Vier Geschichten, vier Frauen. Warum gehören sie ganz zwingend in die Vorgeschichte der Geburt des Erlösers der Welt? Wenn wir von uns aus gehen, scheint es die normalste Sache der Welt zu sein, dass Kinder geboren werden. Doch in der biblischen Tradition ist das anders. Da ist die Geburt eines Kindes etwas ganz Großes: ein viel versprechender Anfang. Da wird das Leben erneuert und Zukunft geschenkt.

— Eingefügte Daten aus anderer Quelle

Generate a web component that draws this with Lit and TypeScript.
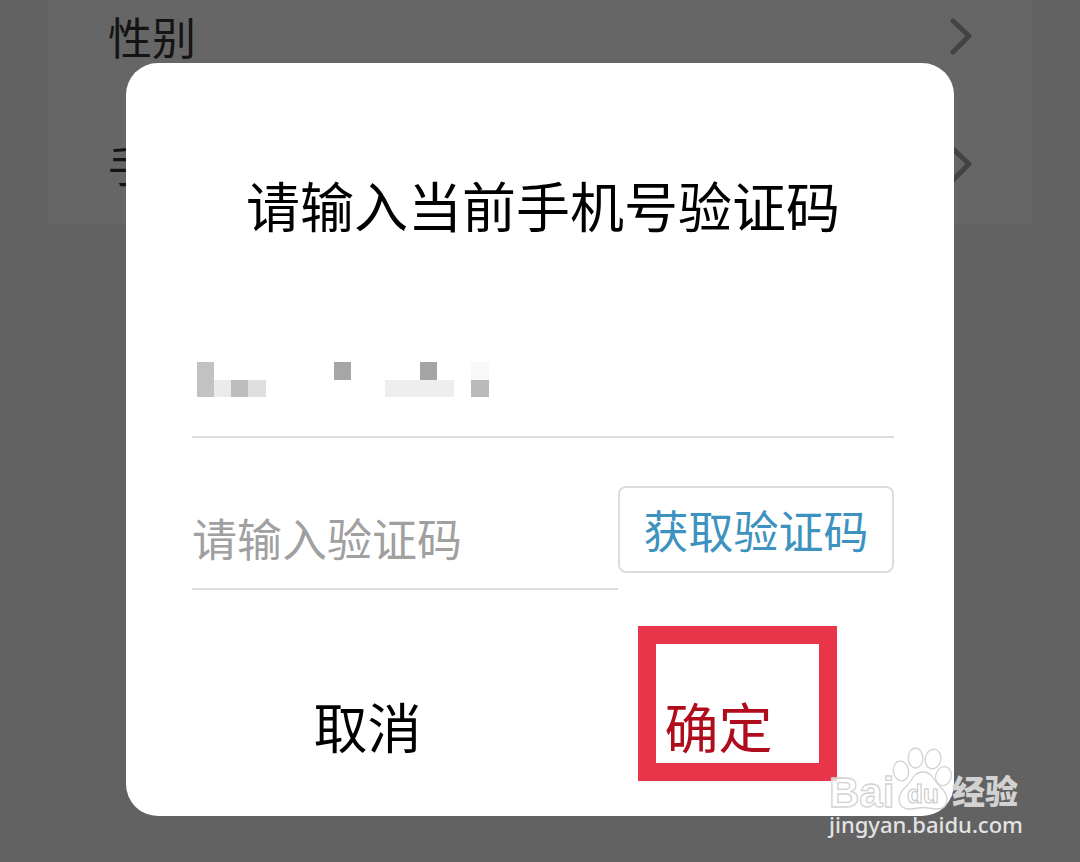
import { LitElement, html, css, svg } from "lit";
import { customElement, property } from "lit/decorators.js";

@customElement("profile-list")
class ProfileList extends LitElement {
  static styles = css`
    :host {
      display: block;
      margin: 0 48px;
      background: #666;
    }
    .rows {
      display: flex;
      flex-direction: column;
      gap: 52px;
      margin: 0;
      padding: 0 60px 20px;
      list-style: none;
    }
    .row {
      display: flex;
      align-items: flex-start;
      justify-content: space-between;
      height: 76px;
      font-size: 44px;
      line-height: 72px;
      color: #141414;
    }
    .chevron {
      width: 24px;
      height: 40px;
      display: block;
      margin-top: 18px;
    }
  `;

  render() {
    return html`
      <ul class="rows">
        ${["性别", "手机号"].map(
          (label) => html`
            <li class="row">
              <span>${label}</span>
              <svg class="chevron" viewBox="0 0 24 40" aria-hidden="true">
                <path
                  d="M5 3 L21 18 L5 34"
                  fill="none"
                  stroke="#434343"
                  stroke-width="5"
                  stroke-linecap="round"
                  stroke-linejoin="round"
                />
              </svg>
            </li>
          `
        )}
      </ul>
    `;
  }
}

@customElement("verify-dialog")
class VerifyDialog extends LitElement {
  @property() heading = "请输入当前手机号验证码";

  static styles = css`
    :host {
      display: block;
      background: #fff;
      border-radius: 32px;
      padding: 103px 60px 51px 66px;
    }
    .heading {
      margin: 0;
      font-size: 54px;
      line-height: 78px;
      font-weight: 400;
      text-align: center;
      color: #000;
    }
    .phone {
      display: flex;
      align-items: center;
      height: 108px;
      margin-top: 84px;
      border-bottom: 2px solid #dcdcdc;
    }
    .mask {
      display: block;
      width: 300px;
      height: 36px;
      margin: 0 0 4px 5px;
    }
    .code {
      display: flex;
      align-items: flex-start;
      margin-top: 48px;
    }
    .code-input {
      flex: 1;
      min-width: 0;
      height: 104px;
      box-sizing: border-box;
      padding: 0;
      border: 0;
      border-bottom: 2px solid #dcdcdc;
      border-radius: 0;
      background: none;
      outline: none;
      font: inherit;
      font-size: 45px;
      color: #000;
    }
    .code-input::placeholder {
      color: #a0a0a0;
      opacity: 1;
    }
    .send {
      width: 276px;
      height: 87px;
      padding: 0;
      border: 2px solid #dcdcdc;
      border-radius: 8px;
      background: #fff;
      font: inherit;
      font-size: 45px;
      color: #3d92c0;
    }
    .actions {
      display: grid;
      grid-template-columns: 1fr 1fr;
      margin-top: 95px;
    }
    .action {
      position: relative;
      height: 80px;
      padding: 0;
      border: 0;
      background: none;
      font: inherit;
      font-size: 54px;
      color: #000;
    }
    .confirm {
      color: #b00d1c;
    }
    .marker {
      position: absolute;
      left: calc(50% - 81px);
      top: -59px;
      width: 199px;
      height: 155px;
      box-sizing: border-box;
      border: 18px solid #e93549;
      pointer-events: none;
    }
  `;

  private blocks: [number, number, number, number, string][] = [
    [0, 0, 17, 35, "#c2c2c2"],
    [17, 18, 17, 17, "#ebebeb"],
    [34, 18, 17, 17, "#bdbdbd"],
    [51, 18, 18, 17, "#dfdfdf"],
    [137, 0, 17, 18, "#a6a6a6"],
    [188, 18, 69, 17, "#eeeeee"],
    [223, 0, 17, 18, "#a4a4a4"],
    [274, 0, 18, 18, "#f8f8f8"],
    [274, 18, 18, 17, "#bababa"],
  ];

  render() {
    return html`
      <h1 class="heading">${this.heading}</h1>
      <div class="phone">
        <svg class="mask" viewBox="0 0 300 36" aria-hidden="true">
          ${this.blocks.map(
            ([x, y, w, h, fill]) =>
              svg`<rect x=${x} y=${y} width=${w} height=${h} fill=${fill}></rect>`
          )}
        </svg>
      </div>
      <div class="code">
        <input
          class="code-input"
          type="text"
          inputmode="numeric"
          aria-label="请输入验证码"
          placeholder="请输入验证码"
        />
        <button class="send" type="button">获取验证码</button>
      </div>
      <div class="actions">
        <button class="action" type="button">取消</button>
        <button class="action confirm" type="button">
          确定<span class="marker"></span>
        </button>
      </div>
    `;
  }
}

@customElement("site-watermark")
class SiteWatermark extends LitElement {
  static styles = css`
    :host {
      display: flex;
      flex-direction: column;
      width: 192px;
    }
    .logo {
      display: block;
      width: 192px;
      height: 66px;
    }
    .latin {
      font-family: "Liberation Sans", sans-serif;
      font-weight: 700;
    }
    .cjk {
      font-family: "Noto Sans CJK SC", sans-serif;
      font-weight: 900;
    }
    .url {
      font-family: "Noto Sans", sans-serif;
      font-size: 22px;
      line-height: 26px;
      font-weight: 500;
      color: #e2e2e2;
      text-decoration: none;
      white-space: nowrap;
    }
  `;

  render() {
    return html`
      <svg class="logo" viewBox="0 0 192 66" overflow="visible">
        <g fill="#fff" fill-opacity="0.75" stroke="#d2d2d2" stroke-width="1.3">
          <text class="latin" x="0" y="62" font-size="42">Bai</text>
          <ellipse cx="72" cy="26" rx="7.500" ry="10" transform="rotate(-8 72 26)" />
          <ellipse cx="86.500" cy="13" rx="7.300" ry="10" />
          <ellipse cx="104" cy="14" rx="7.800" ry="9.800" transform="rotate(12 104 14)" />
          <ellipse cx="114.500" cy="31" rx="7.800" ry="9.500" transform="rotate(15 114 31)" />
          <path
            d="M94 27 C87 27 84 32 81 37 C77 43 70 46 70 54 C70 61 75 64 81 64 C86 64 89 62.500 94 62.500 C99 62.500 103 64 108 64 C114 64 118 61 118 54 C118 46 111 43 107 37 C104 32 101 27 94 27 Z"
          />
          <text class="latin" x="78" y="58" font-size="26" stroke="#c8c8c8" stroke-width="1">du</text>
        </g>
        <text class="cjk" x="123" y="59" font-size="33" fill="#d2d2d2">经验</text>
      </svg>
      <a class="url" href="#">jingyan.baidu.com</a>
    `;
  }
}

@customElement("app-root")
class AppRoot extends LitElement {
  static styles = css`
    :host {
      display: block;
      position: relative;
      min-height: 100vh;
      overflow: hidden;
      background: #626262;
      font-family: "Noto Sans CJK SC", sans-serif;
    }
    .overlay {
      position: absolute;
      inset: 0;
      padding: 63px 126px 0;
    }
    .watermark {
      position: absolute;
      right: 59px;
      bottom: 25px;
    }
  `;

  render() {
    return html`
      <profile-list></profile-list>
      <div class="overlay">
        <verify-dialog role="dialog" aria-modal="true"></verify-dialog>
      </div>
      <site-watermark class="watermark"></site-watermark>
    `;
  }
}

Erst recht gilt das für diejenigen Geburten, die Menschen nicht für möglich gehalten hätten. Geburten, die aus der Reihe tanzen – und die damit zu einem Zeichen werden. Zum Zeichen dafür, dass Gott unsere Hoffnungslosigkeit durchbricht und einen neuen Anfang setzt. So haben diese vier Frauen Gott erfahren. Für sie stand alles auf dem Spiel, ihre ganze Zukunft. Darum riskieren sie viel, handeln oft schillernd, zweideutig – und doch ruht Gottes Segen auf ihrer Geschichte. Sie erfahren sehr konkret seine rettende Kraft. Mit ihren Geburten, die aus dem Rahmen fallen, schenkt Gott diesen Frauen Zukunft und Frieden.

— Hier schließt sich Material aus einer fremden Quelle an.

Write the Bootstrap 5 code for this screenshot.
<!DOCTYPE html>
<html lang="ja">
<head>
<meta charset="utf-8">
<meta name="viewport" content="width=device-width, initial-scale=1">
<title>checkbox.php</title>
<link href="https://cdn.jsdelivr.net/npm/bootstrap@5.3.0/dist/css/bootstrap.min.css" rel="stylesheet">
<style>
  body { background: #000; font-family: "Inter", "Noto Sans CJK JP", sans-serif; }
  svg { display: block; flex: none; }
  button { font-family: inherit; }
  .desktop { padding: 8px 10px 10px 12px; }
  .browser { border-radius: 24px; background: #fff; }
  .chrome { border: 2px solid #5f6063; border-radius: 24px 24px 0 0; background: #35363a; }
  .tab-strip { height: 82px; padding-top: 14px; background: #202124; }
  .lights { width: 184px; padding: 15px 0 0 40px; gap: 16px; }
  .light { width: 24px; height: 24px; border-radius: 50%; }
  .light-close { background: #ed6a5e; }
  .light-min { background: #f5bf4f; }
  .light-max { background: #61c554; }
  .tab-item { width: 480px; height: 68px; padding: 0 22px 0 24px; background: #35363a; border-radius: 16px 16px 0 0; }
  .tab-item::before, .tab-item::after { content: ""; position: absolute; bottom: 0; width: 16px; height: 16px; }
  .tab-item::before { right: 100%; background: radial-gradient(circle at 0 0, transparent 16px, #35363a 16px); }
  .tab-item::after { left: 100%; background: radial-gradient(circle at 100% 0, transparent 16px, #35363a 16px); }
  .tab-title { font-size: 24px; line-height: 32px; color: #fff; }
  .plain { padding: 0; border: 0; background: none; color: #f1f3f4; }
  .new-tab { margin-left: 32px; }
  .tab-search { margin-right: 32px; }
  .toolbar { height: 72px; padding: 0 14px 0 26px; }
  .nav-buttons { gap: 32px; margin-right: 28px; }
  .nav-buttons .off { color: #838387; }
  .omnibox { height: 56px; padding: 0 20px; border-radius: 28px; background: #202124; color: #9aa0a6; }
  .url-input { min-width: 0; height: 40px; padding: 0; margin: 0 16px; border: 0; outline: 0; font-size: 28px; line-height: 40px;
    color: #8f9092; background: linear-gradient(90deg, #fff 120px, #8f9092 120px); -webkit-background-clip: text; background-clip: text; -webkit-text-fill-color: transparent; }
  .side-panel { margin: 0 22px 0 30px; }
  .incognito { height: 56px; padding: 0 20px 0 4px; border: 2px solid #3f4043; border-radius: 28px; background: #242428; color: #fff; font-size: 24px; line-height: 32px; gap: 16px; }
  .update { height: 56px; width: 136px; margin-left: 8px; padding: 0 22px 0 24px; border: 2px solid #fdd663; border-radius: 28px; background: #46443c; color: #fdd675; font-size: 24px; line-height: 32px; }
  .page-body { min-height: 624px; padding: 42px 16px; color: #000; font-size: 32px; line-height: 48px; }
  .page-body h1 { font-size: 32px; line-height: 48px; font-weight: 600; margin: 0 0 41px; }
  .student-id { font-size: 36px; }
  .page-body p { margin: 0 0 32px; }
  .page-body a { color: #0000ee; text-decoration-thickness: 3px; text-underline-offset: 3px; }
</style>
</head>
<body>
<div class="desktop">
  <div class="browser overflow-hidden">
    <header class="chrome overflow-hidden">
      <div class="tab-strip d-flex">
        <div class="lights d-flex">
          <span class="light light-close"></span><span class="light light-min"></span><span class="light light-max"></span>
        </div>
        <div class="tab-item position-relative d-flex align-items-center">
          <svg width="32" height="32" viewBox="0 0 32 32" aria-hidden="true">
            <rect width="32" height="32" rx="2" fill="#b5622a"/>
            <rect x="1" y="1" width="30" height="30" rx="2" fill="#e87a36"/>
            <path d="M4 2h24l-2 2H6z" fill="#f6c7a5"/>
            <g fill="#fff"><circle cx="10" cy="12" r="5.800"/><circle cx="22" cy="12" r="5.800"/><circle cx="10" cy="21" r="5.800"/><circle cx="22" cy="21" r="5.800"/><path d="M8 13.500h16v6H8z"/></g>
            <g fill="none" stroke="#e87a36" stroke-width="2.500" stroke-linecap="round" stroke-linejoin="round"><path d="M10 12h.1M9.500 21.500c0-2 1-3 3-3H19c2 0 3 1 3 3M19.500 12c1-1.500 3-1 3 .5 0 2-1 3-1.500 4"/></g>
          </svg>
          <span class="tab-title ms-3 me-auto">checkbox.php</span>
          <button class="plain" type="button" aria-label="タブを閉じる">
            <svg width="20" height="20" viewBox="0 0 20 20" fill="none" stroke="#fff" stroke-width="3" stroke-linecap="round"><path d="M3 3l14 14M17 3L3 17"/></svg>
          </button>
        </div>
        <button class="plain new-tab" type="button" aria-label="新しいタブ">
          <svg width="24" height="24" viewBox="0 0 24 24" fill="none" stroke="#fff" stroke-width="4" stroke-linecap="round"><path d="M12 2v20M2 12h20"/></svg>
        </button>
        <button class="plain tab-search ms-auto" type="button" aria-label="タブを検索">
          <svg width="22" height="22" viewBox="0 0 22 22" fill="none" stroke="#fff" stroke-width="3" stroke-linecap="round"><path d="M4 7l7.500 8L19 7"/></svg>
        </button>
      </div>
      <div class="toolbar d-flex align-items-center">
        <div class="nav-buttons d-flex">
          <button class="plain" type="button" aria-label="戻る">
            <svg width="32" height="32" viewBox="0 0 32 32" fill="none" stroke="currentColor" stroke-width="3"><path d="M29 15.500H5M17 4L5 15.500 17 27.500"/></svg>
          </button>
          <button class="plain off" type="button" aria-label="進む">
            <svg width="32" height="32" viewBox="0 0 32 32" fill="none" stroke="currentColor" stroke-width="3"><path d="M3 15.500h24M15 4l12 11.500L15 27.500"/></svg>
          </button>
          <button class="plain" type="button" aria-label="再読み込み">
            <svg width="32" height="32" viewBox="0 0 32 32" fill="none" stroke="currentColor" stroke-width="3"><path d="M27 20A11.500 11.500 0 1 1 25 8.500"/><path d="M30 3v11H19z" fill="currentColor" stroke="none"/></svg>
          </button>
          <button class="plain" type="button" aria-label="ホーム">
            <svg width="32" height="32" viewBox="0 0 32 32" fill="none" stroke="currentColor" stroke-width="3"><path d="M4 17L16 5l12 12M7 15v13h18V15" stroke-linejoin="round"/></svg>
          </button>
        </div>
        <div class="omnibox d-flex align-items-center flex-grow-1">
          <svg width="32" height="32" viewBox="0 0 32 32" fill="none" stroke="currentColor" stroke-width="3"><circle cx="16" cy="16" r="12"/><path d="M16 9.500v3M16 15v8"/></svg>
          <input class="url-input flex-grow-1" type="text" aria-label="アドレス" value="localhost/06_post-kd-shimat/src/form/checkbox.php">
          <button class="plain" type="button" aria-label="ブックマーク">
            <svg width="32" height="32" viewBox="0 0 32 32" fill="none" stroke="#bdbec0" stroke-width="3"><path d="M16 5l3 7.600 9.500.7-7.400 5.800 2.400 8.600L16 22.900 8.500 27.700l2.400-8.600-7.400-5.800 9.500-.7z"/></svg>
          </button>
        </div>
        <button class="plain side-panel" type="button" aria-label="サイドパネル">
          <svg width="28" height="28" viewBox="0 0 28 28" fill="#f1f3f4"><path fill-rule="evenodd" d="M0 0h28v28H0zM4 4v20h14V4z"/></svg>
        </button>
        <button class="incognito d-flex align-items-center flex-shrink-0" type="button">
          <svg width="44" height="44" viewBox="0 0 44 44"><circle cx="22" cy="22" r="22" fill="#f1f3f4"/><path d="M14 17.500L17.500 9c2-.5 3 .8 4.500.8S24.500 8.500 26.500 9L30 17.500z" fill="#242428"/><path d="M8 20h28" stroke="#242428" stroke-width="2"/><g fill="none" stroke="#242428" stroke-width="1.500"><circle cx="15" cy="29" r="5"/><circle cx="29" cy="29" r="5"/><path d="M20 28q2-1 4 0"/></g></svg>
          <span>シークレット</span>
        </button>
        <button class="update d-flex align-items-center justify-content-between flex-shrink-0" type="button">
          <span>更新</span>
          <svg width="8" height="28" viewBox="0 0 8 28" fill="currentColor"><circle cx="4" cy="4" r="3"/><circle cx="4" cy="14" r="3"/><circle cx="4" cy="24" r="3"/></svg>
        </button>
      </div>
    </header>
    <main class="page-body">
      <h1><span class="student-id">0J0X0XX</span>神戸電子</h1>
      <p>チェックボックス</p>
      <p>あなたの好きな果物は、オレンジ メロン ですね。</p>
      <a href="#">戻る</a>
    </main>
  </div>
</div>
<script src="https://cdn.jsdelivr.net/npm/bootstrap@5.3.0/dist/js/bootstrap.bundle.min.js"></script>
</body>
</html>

Wie Gott mitten unter uns Hoffnungslosigkeit durchbricht und neue Anfänge schafftLiebe Gemeinde, so bereiten uns diese vier Frauen im Stammbaum Jesu mit ihren so unnormalen „Geburtsgeschichten“ auf die größte Überraschung vor: nämlich die Schwangerschaft Marias. Sie erscheint vordergründig als ganz und gar unmöglich. Denn sie trägt keinen anderen als den Sohn Gottes in ihrem Leib. Wenn das kein Zeichen ist! Nun muss jeder, der von dieser Geburt hört, ins Staunen geraten. Darum feiern wir Weihnachten! Darum haben wir allen Grund, uns zu freuen. Gott hat unser Elend gesehen. Er lässt diese Welt nicht in ihrer Not und Ausweglosigkeit sitzen. Er wird selbst Mensch. Gott klinkt sich ein in die Geschichte der Menschheit. Er ist aus unserem Leben nicht mehr wegzudenken. Und siehe da: Wir selbst treten aus dem Schatten. Wir, die wir manchmal nichts mehr glauben, nichts mehr hoffen und erwarten wollen. Aber Christ, der Retter ist da. Und deshalb lohnt es sich zu leben und dieses Leben – trotz aller Sorgen und Schwierigkeiten – lieb zu haben. Und im Lichte Jesu sehen wir nicht nur die bedrohlichen Schatten. Wir sehen auch, wie die Schatten weichen. Kranke werden gesund. Jugendliche erhalten Hoffnung für ihr Leben. Bedrückte lernen, wie sie ihre Schatten besiegen. Und Menschen können in Frieden sterben – und finden heim. Verletzte werden heil. Und Gekränkte kommen zur Ruhe. Erschöpfte kriegen neue Kraft. Und von Gier Überwältigte werden frei. Und die mit Tränen säen, werden mit Freuden ernten. Denn Gott hört nicht auf, unsere Hoffnungslosigkeit zu durchbrechen und neue Anfänge zu schaffen – mitten unter uns. Amen.